___ DATASET

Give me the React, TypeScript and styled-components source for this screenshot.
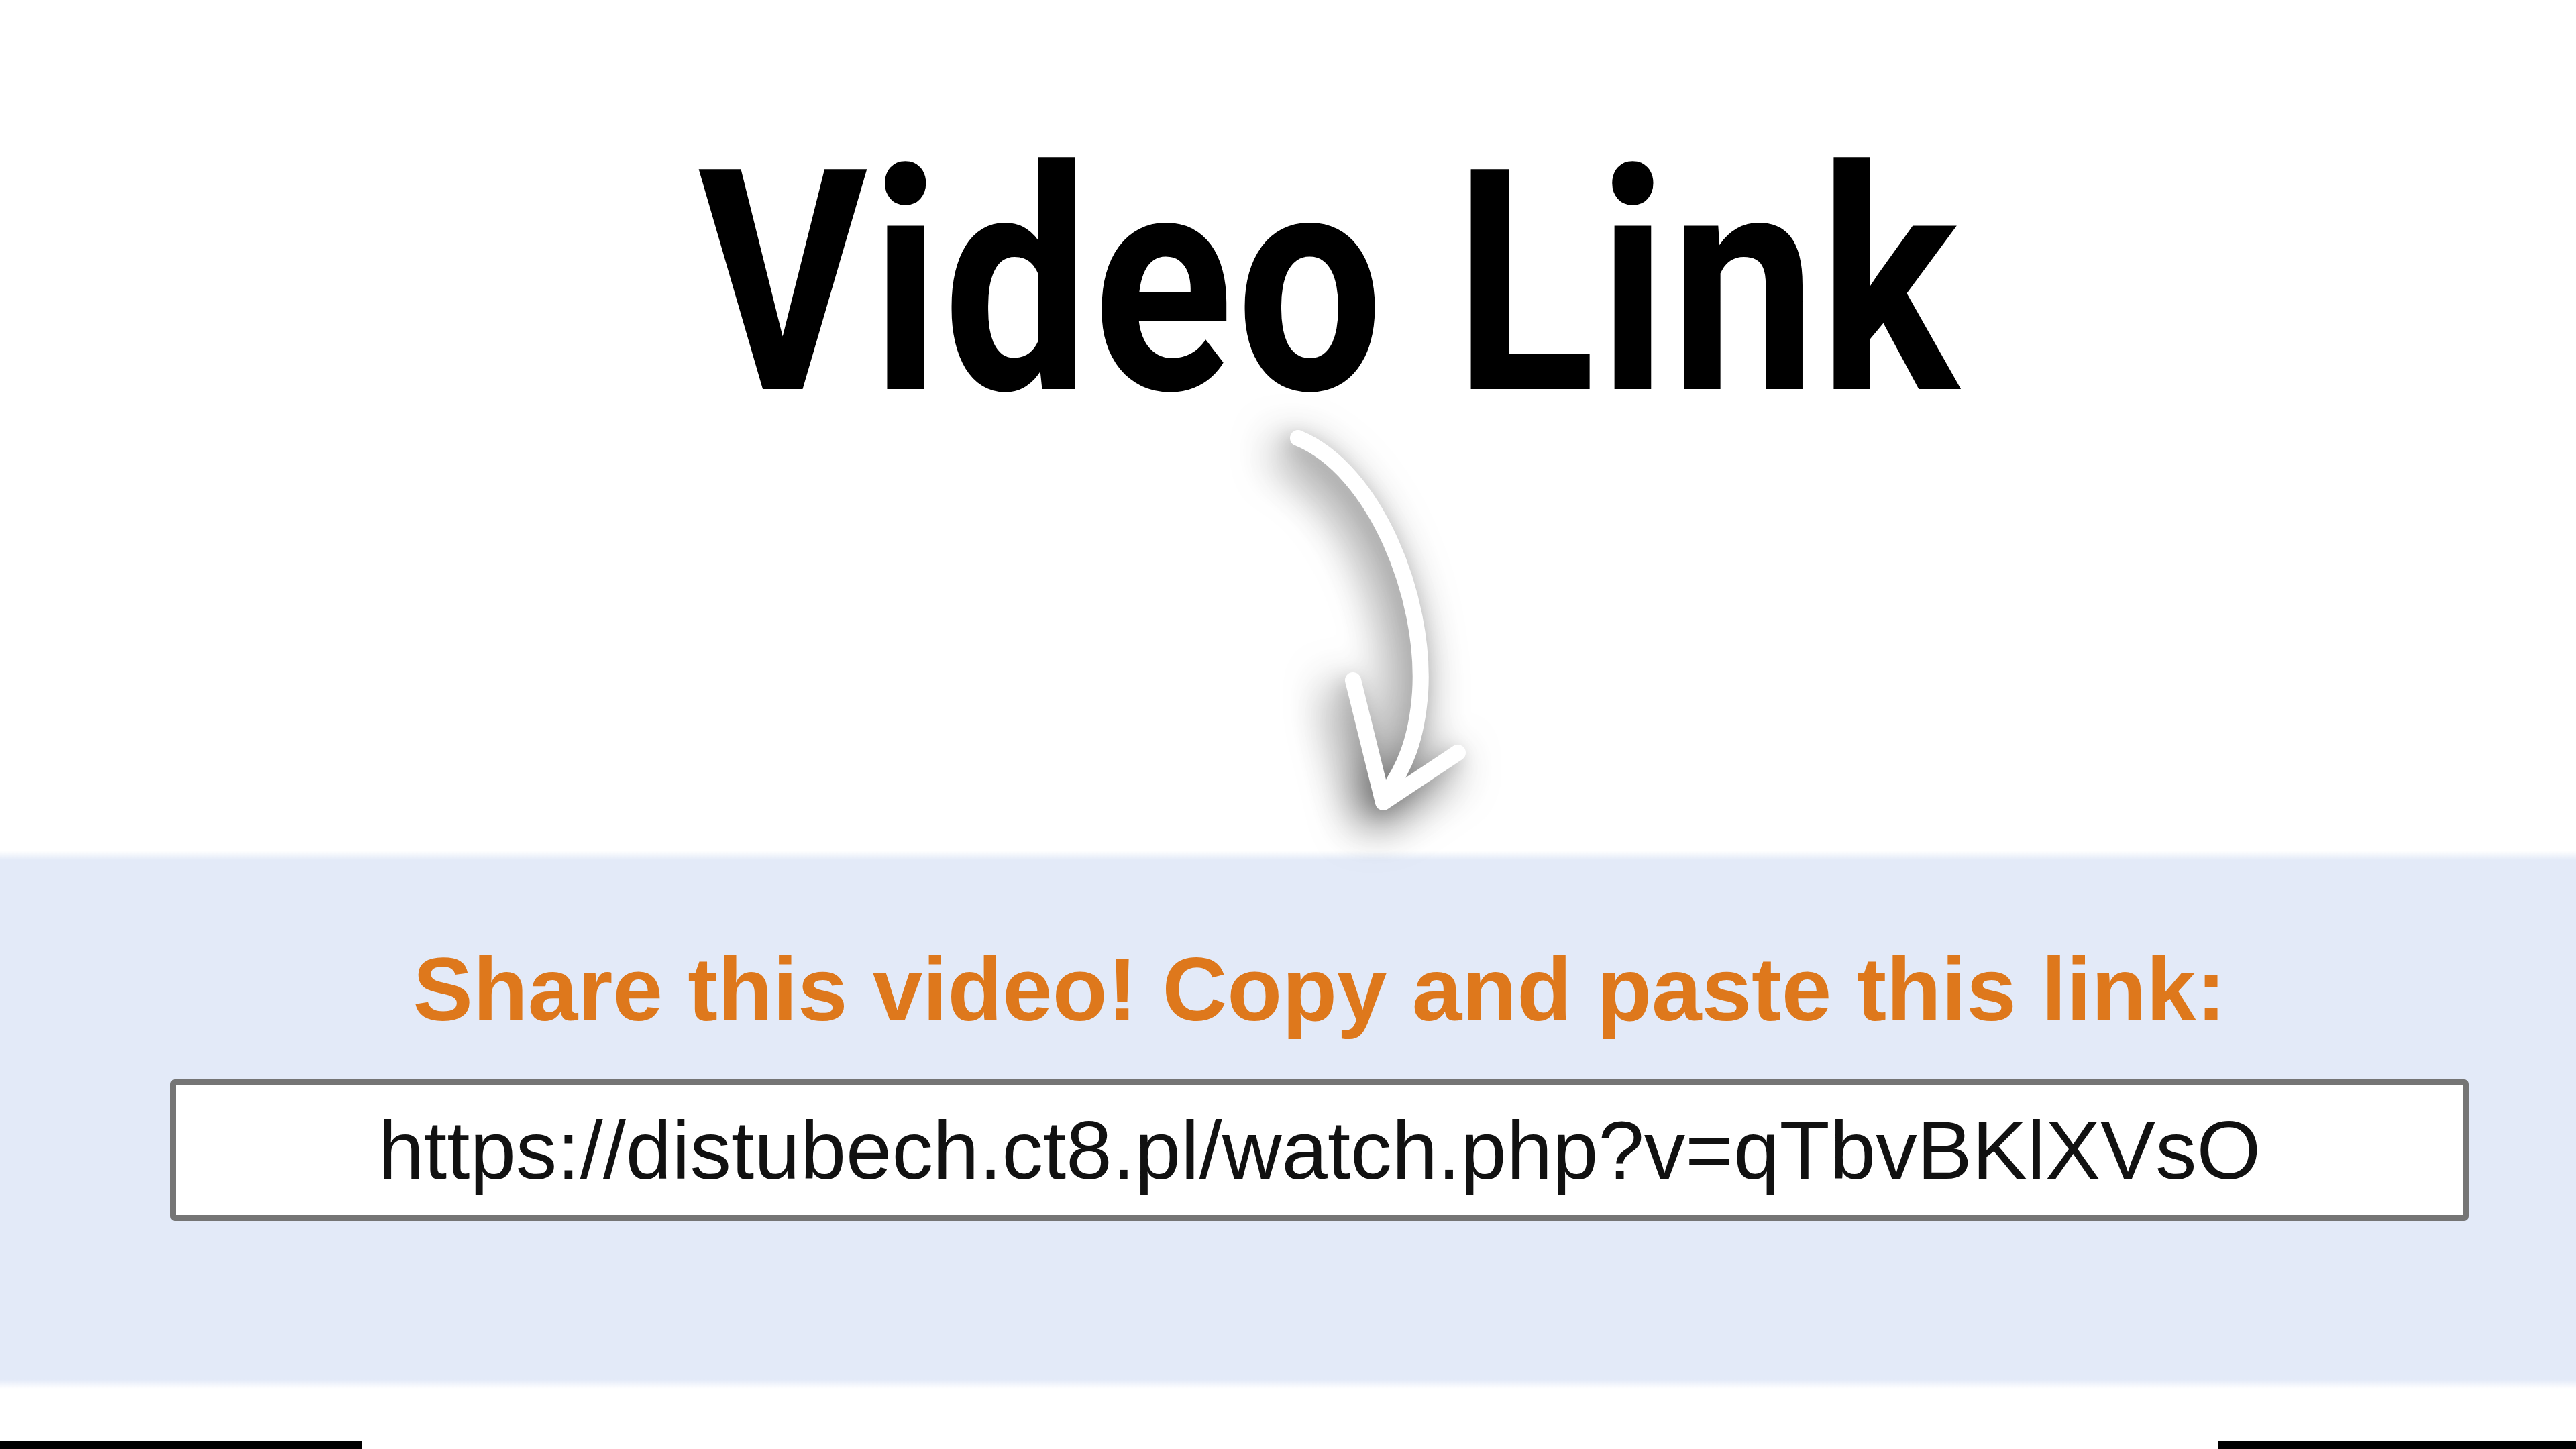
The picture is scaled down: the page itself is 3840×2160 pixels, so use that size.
import styled, { createGlobalStyle } from 'styled-components';

const GlobalStyle = createGlobalStyle`
    html, body {
        margin: 0;
        padding: 0;
        background: #ffffff;
    }
    body {
        width: 3840px;
        height: 2160px;
        overflow: hidden;
    }
`;

const panelBlue = '#e3eaf8';

export default function App() {
    return (
        <>
            <GlobalStyle />
            <Page>
                <Header>
                    <Title>Video Link</Title>
                </Header>
                <ArrowRow>
                    <CurvedArrow />
                </ArrowRow>
                <SharePanel>
                    <ShareLabel>Share this video! Copy and paste this link:</ShareLabel>
                    <LinkField>https://distubech.ct8.pl/watch.php?v=qTbvBKlXVsO</LinkField>
                </SharePanel>
                <Footer>
                    <Bar width={539} />
                    <Bar width={534} />
                </Footer>
            </Page>
        </>
    );
}

function CurvedArrow() {
    return (
        <ArrowSvg width="340" height="628" viewBox="0 0 340 628">
            <path d="M35 13 C 150 60, 226 250, 217 392 C 212 462, 194 505, 165 545" />
            <path d="M117 374 L 162 556 L 273 482" />
        </ArrowSvg>
    );
}

const Page = styled.div`
    display: flex;
    flex-direction: column;
    width: 3840px;
    height: 2160px;
`;

const Header = styled.header`
    display: flex;
    justify-content: center;
    height: 640px;
    padding: 192px 0 0 124px;
    box-sizing: border-box;
`;

const Title = styled.h1`
    display: inline-block;
    margin: 0;
    font-family: Roboto, 'Liberation Sans', sans-serif;
    font-weight: 700;
    font-size: 461px;
    line-height: 461px;
    letter-spacing: 6px;
    color: #000000;
    transform: scaleX(0.84);
    transform-origin: center;
    white-space: nowrap;
`;

const ArrowRow = styled.div`
    display: flex;
    justify-content: center;
    height: 628px;
    padding-left: 300px;
`;

const ArrowSvg = styled.svg`
    display: block;
    overflow: visible;
    filter: drop-shadow(-18px 20px 34px rgba(0, 0, 0, 0.7))
        drop-shadow(-6px 8px 14px rgba(0, 0, 0, 0.2));

    path {
        fill: none;
        stroke: #ffffff;
        stroke-width: 24;
        stroke-linecap: round;
        stroke-linejoin: round;
    }
`;

const SharePanel = styled.section`
    display: flex;
    flex-direction: column;
    align-items: center;
    height: 802px;
    box-sizing: border-box;
    padding: 130px 0 0 94px;
    background: linear-gradient(
        to bottom,
        rgba(227, 234, 248, 0) 0px,
        ${panelBlue} 14px,
        ${panelBlue} 788px,
        rgba(227, 234, 248, 0) 802px
    );
`;

const ShareLabel = styled.div`
    font-family: 'Liberation Sans', Arial, sans-serif;
    font-weight: 700;
    font-size: 134px;
    line-height: normal;
    color: #de781c;
    white-space: nowrap;
`;

const LinkField = styled.div`
    display: flex;
    align-items: center;
    justify-content: center;
    margin-top: 58px;
    width: 3426px;
    height: 211px;
    box-sizing: border-box;
    background: #ffffff;
    border: 9px solid #757575;
    border-radius: 7px;
    font-family: 'Liberation Sans', Arial, sans-serif;
    font-size: 123px;
    color: #111111;
    white-space: nowrap;
`;

const Footer = styled.footer`
    display: flex;
    justify-content: space-between;
    align-items: flex-end;
    flex: 1 1 auto;
`;

const Bar = styled.div<{ width: number }>`
    width: ${props => props.width}px;
    height: 12px;
    background: #000000;
`;
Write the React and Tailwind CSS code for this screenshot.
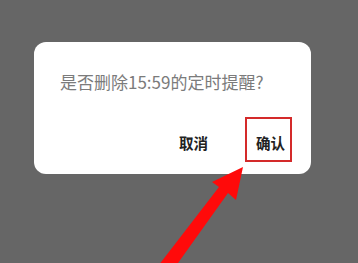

______

PROBLEM: Pick every line with "styled" in it and copy it.

CORRECT RESPONSE:
Give me the React, TypeScript and styled-components source for this screenshot.
import styled, { createGlobalStyle } from 'styled-components';
const Page = styled.div`
const Header = styled.header`
const Title = styled.h1`
const ArrowRow = styled.div`
const ArrowSvg = styled.svg`
const SharePanel = styled.section`
const ShareLabel = styled.div`
const LinkField = styled.div`
const Footer = styled.footer`
const Bar = styled.div<{ width: number }>`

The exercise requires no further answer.